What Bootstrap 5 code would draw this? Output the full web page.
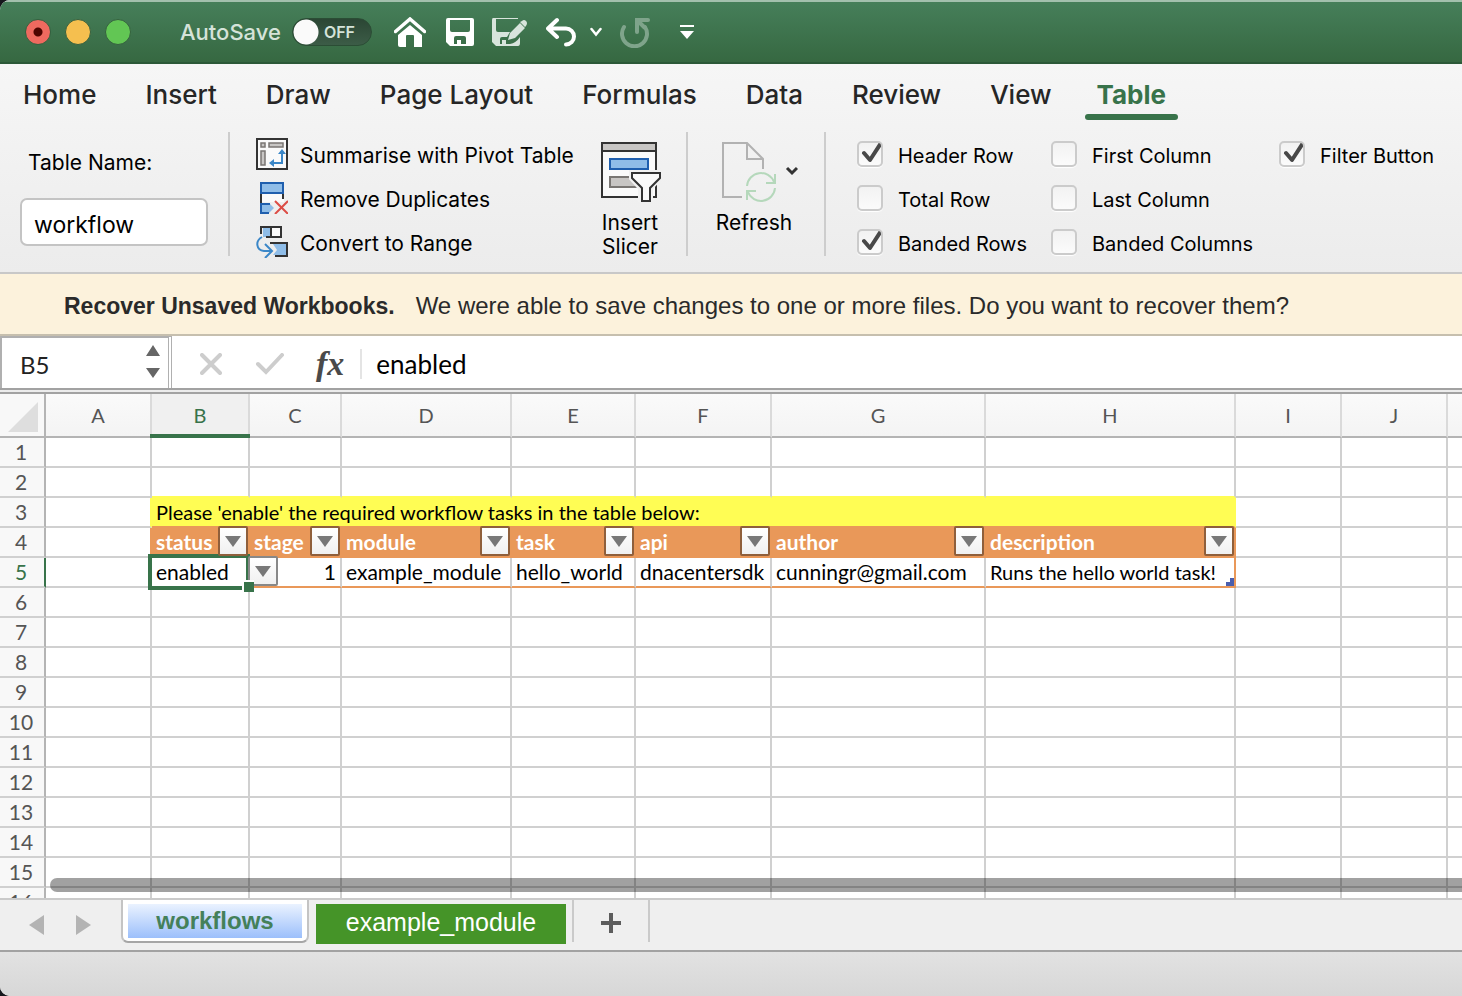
<!DOCTYPE html>
<html lang="en">
<head>
<meta charset="utf-8">
<meta name="viewport" content="width=device-width, initial-scale=1">
<title>Workbook</title>
<link href="https://cdn.jsdelivr.net/npm/bootstrap@5.3.0/dist/css/bootstrap.min.css" rel="stylesheet">
<style>
  :root { --xl-green: #38734a; --grid-line: #d0d0d0; --edge: #b4b4b4; --orange: #e99859; --yellow: #fffd54; }
  body { background: #16171c; font-family: Inter, sans-serif; color: #000; }
  svg { display: block; flex: none; }
  button { border: 0; background: none; padding: 0; color: inherit; }
  .app-window { background: #fff; border-radius: 10px 0 0 10px; }

  .title-bar { height: 64px; color: #fff; border-top: 2px solid #a3c0ad; border-bottom: 2px solid #2c5938;
    background: linear-gradient(#467f5a, #366841); padding-left: 25px; }
  .light-dot { width: 26px; height: 26px; border-radius: 50%; border: 1px solid #35603f; margin-right: 14px; }
  .dot-red { background: radial-gradient(circle, #4d0500 0 4px, #ee6a5f 5px); }
  .dot-amber { background: #f5bf4f; }
  .dot-lime { background: #62c654; }
  .autosave-text { font-size: 22px; font-weight: 500; color: #d5e3d9; margin: 0 11px 0 35px; }
  .autosave-switch { width: 80px; height: 28px; margin-right: 22px; }
  .autosave-switch .form-check-input { width: 80px; height: 28px; margin: 0; border: 1px solid #2b4d35; border-radius: 14px;
    background: radial-gradient(circle at 13px 13px, #fafafa 12px, transparent 13px), linear-gradient(#2b4634, #3c5c47); }
  .autosave-switch label { position: absolute; left: 32px; top: 4px; font-size: 16px; line-height: 20px; font-weight: 600; color: #d5e3d9; }
  .undo-btn { margin-left: 18px; }
  .redo-btn { margin: 0 28px 0 18px; }

  .ribbon { background: linear-gradient(#f6f6f6, #ececec); border-bottom: 2px solid #c8c8c8; }
  .ribbon-tabs { padding: 11px 0 0 11px; }
  .ribbon-tabs .nav-link { padding: 0 12px 6px; margin-right: 25px; font-size: 26px; line-height: 39px; font-weight: 500; color: #262626; }
  .ribbon-tabs .nav-link.active { color: var(--xl-green); font-weight: 700; position: relative; margin-left: -4px; }
  .ribbon-tabs .nav-link.active::after { content: ""; height: 6px; border-radius: 3px; background: var(--xl-green);
    position: absolute; left: 0; right: 0; bottom: 0; }
  .ribbon-body { height: 152px; padding: 12px 0 16px 20px; font-size: 21px; line-height: 24px; }
  .ribbon-rule { width: 2px; background: #cdcdcd; flex: none; height: 124px; }
  .table-name { width: 188px; margin-right: 20px; }
  .table-name label { margin: 19px 0 23px 8px; }
  .table-name .form-control { height: 48px; border: 2px solid #c4c4c4; border-radius: 7px; font-size: 23px; padding: 6px 12px 0; color: #000; background: #fff; }
  .tool-list { margin: 0 24px 0 26px; width: 320px; }
  .tool-list button { height: 44px; gap: 12px; white-space: nowrap; }
  .tool-list span, .check-col label { padding-top: 3px; }
  .big-tool { padding-top: 10px; }
  .big-tool span { display: block; margin-top: 9px; }
  .slicer-tool { width: 60px; margin-right: 26px; }
  .refresh-tool { width: 82px; margin: 0 29px 0 25px; }
  .check-col { margin-left: 31px; font-size: 20px; }
  .check-col .col-a { width: 194px; }
  .check-col .col-b { width: 228px; }
  .check-col .form-check { height: 44px; gap: 15px; white-space: nowrap; }
  .check-col .form-check-input { width: 26px; height: 26px; margin: 0; flex: none; border: 2px solid #cbcbcb; border-radius: 5px;
    background: linear-gradient(#f2f2f2, #fbfbfb); box-shadow: 0 1px 1px #fff; }
  .check-col .form-check-input:checked { background: url("data:image/svg+xml,%3Csvg xmlns='http://www.w3.org/2000/svg' viewBox='0 0 26 26'%3E%3Cpath d='M7 12l6 7L24 2' fill='none' stroke='%23484848' stroke-width='4' stroke-linecap='round' stroke-linejoin='round'/%3E%3C/svg%3E") center / 26px 26px no-repeat border-box, linear-gradient(#f2f2f2, #fbfbfb); }

  .recover-bar { height: 62px; background: #fcf2dc; border-bottom: 2px solid #c6bfae; padding: 4px 0 0 64px; color: #2a2a2a; gap: 21px;
    font: 24px/30px "Liberation Sans", sans-serif; white-space: pre; }
  .recover-bar strong { font-size: 23px; }

  .formula-bar { height: 54px; border-bottom: 2px solid #a2a2a2; font-family: Lato, sans-serif; }
  .name-box { width: 172px; border: 2px solid #b0b0b0; border-bottom: 0; border-right: 4px double #b0b0b0; padding: 6px 8px 0 18px; font-size: 24px; }
  .name-box input { width: 100px; border: 0; padding: 0; background: none; color: #222; height: 40px; outline: 0; }
  .fx-mark { font: italic bold 34px/44px "Liberation Serif", serif; color: #4a4a4a; }
  .formula-bar .formula-input { border: 0; border-left: 2px solid #e4e4e4; height: 30px; padding: 0 0 0 14px; font-size: 26px; outline: 0; min-width: 0; }
  .pane-gap { height: 4px; background: #ececec; border-bottom: 2px solid #a2a2a2; flex: none; }

  .sheet-area { font-family: Lato, sans-serif; min-height: 0; }
  .sheet { table-layout: fixed; width: 100%; border-collapse: separate; border-spacing: 0; font-size: 21px; line-height: 28px; }
  .sheet td, .sheet th { height: 30px; padding: 0 4px; border-right: 2px solid var(--grid-line); border-bottom: 2px solid var(--grid-line);
    white-space: nowrap; position: relative; }
  .sheet thead th { height: 44px; border-bottom-color: var(--edge); background: linear-gradient(#fafafa, #f4f4f4); font-size: 20px; font-weight: 400;
    color: #555; text-align: center; border-right-color: #dadada; }
  .sheet thead th.current { background: #f0f0f0; color: var(--xl-green); -webkit-text-stroke: 0; }
  .sheet thead th.current::after { content: ""; position: absolute; left: -2px; right: -2px; bottom: -2px; height: 4px; background: var(--xl-green); z-index: 1; }
  .sheet tr > th:first-child { background: #f8f8f8; border-right-color: var(--edge); color: #555; font-weight: 400; text-align: center; padding: 0 2px 0 0; }
  .sheet tbody tr > th.current { color: var(--xl-green); border-right-color: var(--xl-green); }
  .sheet tr > :last-child { border-right: 0; }
  .sheet td.y-bottom { border-bottom-color: var(--yellow); }
  .sheet td.y-right { border-right-color: var(--yellow); }
  .sheet td.o-right { border-right-color: var(--orange); }
  .sheet td.o-bottom { border-bottom-color: var(--orange); }
  .sheet td.notice { background: var(--yellow); border-color: var(--yellow); border-bottom-color: var(--orange); font-size: 20px; }
  .sheet td.field { background: var(--orange); border-color: var(--orange); color: #fff; font-weight: 700; }
  .sheet td.long-text { font-size: 20px; }
  .drop-btn { position: absolute; top: -2px; right: 0; width: 30px; height: 30px; border: 2px solid #8f5f3b; border-radius: 2px;
    background: linear-gradient(#fff, #f0f0f0); display: flex; align-items: center; justify-content: center; z-index: 2; }
  .drop-btn.pick { right: -30px; border-color: #888; }
  .cell-frame { position: absolute; inset: -4px -2px -4px -4px; border: 4px solid var(--xl-green); z-index: 1; }
  .cell-handle { position: absolute; right: -6px; bottom: -6px; width: 12px; height: 12px; background: var(--xl-green); border: solid #fff; border-width: 2px 0 0 2px; z-index: 3; }
  .table-corner { position: absolute; right: 0; bottom: 0; }
  .h-scroll { position: absolute; left: 50px; right: -10px; bottom: 6px; height: 14px; border-radius: 7px; background: rgba(0, 0, 0, .37); }

  .tab-bar { height: 54px; background: #efefef; border-top: 2px solid #cacaca; border-bottom: 2px solid #a2a2a2; font: 24px/34px "Liberation Sans", sans-serif; }
  .sheet-tab { width: 188px; height: 45px; margin: -2px 7px 0 5px; padding: 6px 5px 5px; background: #fff; border: 2px solid #c4c4c4; border-top: 0;
    border-bottom-color: #a6a6a6; border-radius: 0 0 7px 7px; }
  .sheet-tab span { display: block; background: linear-gradient(#eaf2ff, #9cbffb); color: #44805a; font-weight: 700; }
  .green-tab { width: 250px; height: 40px; background: #459428; color: #fff; margin: 4px 6px 0 0; padding-bottom: 4px; font-size: 25px; }
  .add-tab { width: 78px; height: 42px; border: solid #cacaca; border-width: 0 2px; padding-top: 4px; }
  .status-strip { height: 44px; background: linear-gradient(#e2e2e2, #d7d7d7); }
</style>
</head>
<body>
<div class="app-window d-flex flex-column vh-100 overflow-hidden">
  <header class="title-bar d-flex align-items-center flex-shrink-0">
    <button class="light-dot dot-red" aria-label="Close"></button>
    <button class="light-dot dot-amber" aria-label="Minimise"></button>
    <button class="light-dot dot-lime" aria-label="Zoom"></button>
    <span class="autosave-text">AutoSave</span>
    <div class="autosave-switch position-relative">
      <input class="form-check-input" type="checkbox" id="autosave"><label for="autosave">OFF</label>
    </div>
    <button aria-label="Home"><svg width="32" height="30" viewBox="0 0 32 30"><path d="M1.500 14.500L16 2l14.500 12.500" fill="none" stroke="#fff" stroke-width="3.500" stroke-linecap="round"/><path fill="#fff" d="M4 18L16 8l12 10v12h-8V19q0-1-1-1h-6q-1 0-1 1v11H6q-2 0-2-2z"/></svg></button>
    <button class="ms-3 ps-1" aria-label="Save"><svg width="28" height="28" viewBox="0 0 28 28"><path fill="#fff" fill-rule="evenodd" d="M2 0h24q2 0 2 2v24q0 2-2 2H4l-4-4V2q0-2 2-2zm2 2v10q0 2 2 2h16q2 0 2-2V2zm4 24h3v-4h4v4h5v-6q0-2-2-2h-8q-2 0-2 2z"/></svg></button>
    <button class="ms-3" aria-label="Save and edit"><svg width="38" height="30" viewBox="0 0 38 30"><path fill="#d8e4dc" fill-rule="evenodd" d="M3 1h25v1H6v11q0 2 2 2h12l-3 5h-5q-2 0-2 2v5h2v-4h4v4h4q6-1 10-7v6q0 3-2 3H6l-4-4V3q0-2 1-2z"/><path fill="#d8e4dc" d="M18 23l2-7L30 6l5 5-10 10zM32 4q2-2 4 0 2 2 0 5l-1 1-5-5z"/></svg></button>
    <button class="undo-btn" aria-label="Undo"><svg width="32" height="30" viewBox="0 0 32 30"><path d="M11 3L2 11.500l9 8.500M3 11.500h17a8 8 0 0 1 0 16" fill="none" stroke="#fff" stroke-width="4" stroke-linecap="round" stroke-linejoin="round"/></svg></button>
    <button class="ms-2 ps-1" aria-label="Undo history"><svg width="12" height="10" viewBox="0 0 12 10"><path d="M1.500 2L6 7.500 10.500 2" fill="none" stroke="#fff" stroke-width="2.500" stroke-linecap="round"/></svg></button>
    <button class="redo-btn" aria-label="Redo"><svg width="32" height="32" viewBox="0 0 32 32"><path d="M4 11a12.500 12.500 0 1 0 21 0M28 4H17v12" fill="none" stroke="#7fa48b" stroke-width="4" stroke-linecap="round"/><path d="M18 5l7 7" stroke="#7fa48b" stroke-width="4"/></svg></button>
    <button aria-label="Customise toolbar"><svg width="14" height="14" viewBox="0 0 14 14"><path fill="#fff" d="M0 0h14v2H0zm0 6h14l-7 8z"/></svg></button>
  </header>

  <section class="ribbon flex-shrink-0">
    <nav class="ribbon-tabs nav flex-nowrap text-nowrap">
      <a class="nav-link" href="#">Home</a><a class="nav-link" href="#">Insert</a><a class="nav-link" href="#">Draw</a><a class="nav-link" href="#">Page Layout</a><a class="nav-link" href="#">Formulas</a><a class="nav-link" href="#">Data</a><a class="nav-link" href="#">Review</a><a class="nav-link" href="#">View</a><a class="nav-link active" href="#">Table</a>
    </nav>
    <div class="ribbon-body d-flex">
      <div class="table-name flex-shrink-0">
        <label for="tname" class="d-block">Table Name:</label>
        <input id="tname" class="form-control" value="workflow">
      </div>
      <div class="ribbon-rule"></div>
      <div class="tool-list flex-shrink-0">
        <button class="d-flex align-items-center"><svg width="32" height="32" viewBox="0 0 32 32"><path fill="#fafafa" stroke="#333" stroke-width="2" d="M1 1h30v30H1z"/><g fill="#c8c6c4" stroke="#797673" stroke-width="1.500"><path d="M5 5h4v4H5zM13 5h14v4H13zM5 13h4v14H5z"/></g><path d="M26 14v11H16" fill="none" stroke="#3b87c8" stroke-width="2"/><path fill="#3b87c8" d="M22 16l4-5 4 5zM18 21l-5 4 5 4z"/></svg><span>Summarise with Pivot Table</span></button>
        <button class="d-flex align-items-center"><svg width="32" height="32" viewBox="0 0 32 32"><path fill="#fafafa" d="M4 12h24v8H4z"/><path d="M5 12v9M27 12v5" stroke="#333" stroke-width="2"/><path fill="#8fbde8" stroke="#1f5fae" stroke-width="2" d="M5 1h22v10H5z"/><path fill="#8fbde8" d="M5 22h9l4 4-5 5H5z"/><path fill="none" stroke="#1f5fae" stroke-width="2" d="M14 22H5v9h8"/><path d="M19 19l13 13M32 19L19 32" stroke="#dc4d46" stroke-width="2"/></svg><span>Remove Duplicates</span></button>
        <button class="d-flex align-items-center"><svg width="32" height="32" viewBox="0 0 32 32"><path fill="#8fbde8" d="M7 2h8v9H7z"/><path fill="#fafafa" d="M16 2h9v9h-9z"/><path d="M5 8V1h20v10H10M15 1v10M14 17h17v13H19" fill="none" stroke="#333" stroke-width="2"/><path fill="#8fbde8" d="M17 18h13v11H17l4-5z"/><path d="M6 11c-7 4-6 13 2 14h8M9 18l7 7-7 7" fill="none" stroke="#3b87c8" stroke-width="2"/></svg><span>Convert to Range</span></button>
      </div>
      <button class="big-tool slicer-tool flex-shrink-0 d-flex flex-column align-items-center"><svg width="62" height="60" viewBox="0 0 62 60"><path fill="#fafafa" stroke="#333" stroke-width="2" d="M3 1h54v54H3z"/><path fill="#c8c6c4" stroke="#333" stroke-width="2" d="M3 1h54v8H3z"/><path fill="#8fbde8" stroke="#1f5fae" stroke-width="2" d="M11 17h38v10H11z"/><path fill="#c8c6c4" stroke="#797673" stroke-width="2" d="M11 35h26v10H11z"/><path fill="#f1f1f1" stroke="#f1f1f1" stroke-width="6" d="M33 31h27v5l-9 10v13h-9V46l-9-10z"/><path fill="#fafafa" stroke="#333" stroke-width="2" d="M33 31h28v5L51 46v13h-8V46L33 36z"/></svg><span>Insert<br>Slicer</span></button>
      <div class="ribbon-rule"></div>
      <button class="big-tool refresh-tool flex-shrink-0 d-flex flex-column align-items-center"><svg width="88" height="60" viewBox="-1 0 88 60"><g fill="none" stroke="#b2b2b2" stroke-width="2"><path d="M31 55H12V1h24l16 16v10"/><path d="M36 1v16h16"/></g><g fill="none" stroke="#b5d8bb" stroke-width="2"><path d="M36 44a14 14 0 0 1 27-4M64 46a14 14 0 0 1-27 4M64 32v9h-9M36 58v-9h9"/></g><path d="M76 26l5 5 5-5" fill="none" stroke="#333" stroke-width="3"/></svg><span>Refresh</span></button>
      <div class="ribbon-rule"></div>
      <div class="check-col d-flex">
        <div class="col-a">
          <div class="form-check d-flex align-items-center p-0 m-0"><input class="form-check-input" type="checkbox" id="c1" checked><label for="c1">Header Row</label></div>
          <div class="form-check d-flex align-items-center p-0 m-0"><input class="form-check-input" type="checkbox" id="c2"><label for="c2">Total Row</label></div>
          <div class="form-check d-flex align-items-center p-0 m-0"><input class="form-check-input" type="checkbox" id="c3" checked><label for="c3">Banded Rows</label></div>
        </div>
        <div class="col-b">
          <div class="form-check d-flex align-items-center p-0 m-0"><input class="form-check-input" type="checkbox" id="c4"><label for="c4">First Column</label></div>
          <div class="form-check d-flex align-items-center p-0 m-0"><input class="form-check-input" type="checkbox" id="c5"><label for="c5">Last Column</label></div>
          <div class="form-check d-flex align-items-center p-0 m-0"><input class="form-check-input" type="checkbox" id="c6"><label for="c6">Banded Columns</label></div>
        </div>
        <div>
          <div class="form-check d-flex align-items-center p-0 m-0"><input class="form-check-input" type="checkbox" id="c7" checked><label for="c7">Filter Button</label></div>
        </div>
      </div>
    </div>
  </section>

  <div class="recover-bar d-flex align-items-center flex-shrink-0"><strong>Recover Unsaved Workbooks.</strong><span>We were able to save changes to one or more files. Do you want to recover them?</span></div>

  <div class="formula-bar d-flex flex-shrink-0">
    <div class="name-box d-flex justify-content-between flex-shrink-0">
      <input aria-label="Name box" value="B5">
      <svg width="14" height="34" viewBox="0 0 14 34"><path fill="#666" d="M0 12L7 1l7 11zM0 24h14L7 34z"/></svg>
    </div>
    <div class="d-flex align-items-center flex-grow-1 pt-1">
      <button class="ms-4 ps-1" aria-label="Cancel"><svg width="22" height="22" viewBox="0 0 22 22"><path d="M2 2l18 18M20 2L2 20" stroke="#cdcdcd" stroke-width="4" stroke-linecap="round"/></svg></button>
      <button class="ms-4 ps-2 pe-4" aria-label="Enter"><svg width="30" height="22" viewBox="-2 0 30 22"><path d="M2 11l8 8L26 2" fill="none" stroke="#cdcdcd" stroke-width="4" stroke-linecap="round"/></svg></button>
      <button class="fx-mark ms-2 me-3" aria-label="Insert function">fx</button>
      <input class="formula-input flex-grow-1" aria-label="Formula" value="enabled">
    </div>
  </div>
  <div class="pane-gap"></div>

  <main class="sheet-area flex-grow-1 position-relative overflow-hidden">
    <table class="sheet">
      <colgroup><col style="width:46px"><col style="width:106px"><col style="width:98px"><col style="width:92px"><col style="width:170px"><col style="width:124px"><col style="width:136px"><col style="width:214px"><col style="width:250px"><col style="width:106px"><col style="width:106px"><col></colgroup>
      <thead><tr><th><svg class="ms-auto mt-1 me-1" width="30" height="30" viewBox="0 0 30 30"><path fill="#dedede" d="M30 0v30H0z"/></svg></th><th>A</th><th class="current">B</th><th>C</th><th>D</th><th>E</th><th>F</th><th>G</th><th>H</th><th>I</th><th>J</th><th></th></tr></thead>
      <tbody id="rows">
        <tr><th>1</th><td></td><td></td><td></td><td></td><td></td><td></td><td></td><td></td><td></td><td></td><td></td></tr>
        <tr><th>2</th><td></td><td class="y-bottom"></td><td class="y-bottom"></td><td class="y-bottom"></td><td class="y-bottom"></td><td class="y-bottom"></td><td class="y-bottom"></td><td class="y-bottom"></td><td></td><td></td><td></td></tr>
        <tr><th>3</th><td class="y-right"></td><td class="notice" colspan="7">Please 'enable' the required workflow tasks in the table below:</td><td></td><td></td><td></td></tr>
        <tr><th>4</th><td class="o-right"></td><td class="field">status</td><td class="field">stage</td><td class="field">module</td><td class="field">task</td><td class="field">api</td><td class="field">author</td><td class="field">description</td><td></td><td></td><td></td></tr>
        <tr><th class="current">5</th><td></td>
          <td>enabled<span class="cell-frame"></span><button class="drop-btn pick" aria-label="Pick a value"><svg width="16" height="11" viewBox="0 0 16 11"><path fill="#777" d="M0 0h16L8 11z"/></svg></button><span class="cell-handle"></span></td>
          <td class="o-bottom text-end">1</td><td class="o-bottom">example_module</td><td class="o-bottom">hello_world</td><td class="o-bottom">dnacentersdk</td><td class="o-bottom">cunningr@gmail.com</td>
          <td class="o-bottom o-right long-text">Runs the hello world task!<svg class="table-corner" width="8" height="8" viewBox="0 0 8 8"><path fill="#4a5fae" d="M4 0h4v8H0V4h4z"/></svg></td><td></td><td></td><td></td></tr>
      </tbody>
    </table>
    <div class="h-scroll"></div>
  </main>

  <nav class="tab-bar d-flex flex-shrink-0 overflow-hidden">
    <button class="ms-4 ps-1" aria-label="Previous sheet"><svg width="16" height="20" viewBox="0 0 16 20"><path fill="#b3b3b3" d="M16 0v20L1 10z"/></svg></button>
    <button class="ms-4 ps-2 me-4" aria-label="Next sheet"><svg width="16" height="20" viewBox="0 0 16 20"><path fill="#b3b3b3" d="M0 0v20l15-10z"/></svg></button>
    <button class="sheet-tab"><span>workflows</span></button>
    <button class="green-tab">example_module</button>
    <button class="add-tab d-flex align-items-center justify-content-center" aria-label="Add sheet"><svg width="20" height="20" viewBox="0 0 20 20"><path d="M10 0v20M0 10h20" stroke="#5c5c5c" stroke-width="4"/></svg></button>
  </nav>
  <footer class="status-strip flex-shrink-0"></footer>
</div>
<script>
  // Filter drop-down on every header field of the table
  document.querySelectorAll('.field').forEach(td => td.insertAdjacentHTML('beforeend',
    '<button class="drop-btn" aria-label="Filter"><svg width="16" height="11" viewBox="0 0 16 11"><path fill="#777" d="M0 0h16L8 11z"/></svg></button>'));
  // Empty rows below the table
  const rows = document.getElementById('rows');
  for (let n = 6; n <= 16; n++) rows.insertAdjacentHTML('beforeend', '<tr><th>' + n + '</th>' + '<td></td>'.repeat(11) + '</tr>');
</script>
<script src="https://cdn.jsdelivr.net/npm/bootstrap@5.3.0/dist/js/bootstrap.bundle.min.js"></script>
</body>
</html>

**What to do:** Give back exactly the lines from the first line of the data through the line with "#fff; border-radius: 10px", pictures excluded.

**Answer to the task:**
What Bootstrap 5 code would draw this? Output the full web page.
<!DOCTYPE html>
<html lang="en">
<head>
<meta charset="utf-8">
<meta name="viewport" content="width=device-width, initial-scale=1">
<title>Workbook</title>
<link href="https://cdn.jsdelivr.net/npm/bootstrap@5.3.0/dist/css/bootstrap.min.css" rel="stylesheet">
<style>
  :root { --xl-green: #38734a; --grid-line: #d0d0d0; --edge: #b4b4b4; --orange: #e99859; --yellow: #fffd54; }
  body { background: #16171c; font-family: Inter, sans-serif; color: #000; }
  svg { display: block; flex: none; }
  button { border: 0; background: none; padding: 0; color: inherit; }
  .app-window { background: #fff; border-radius: 10px 0 0 10px; }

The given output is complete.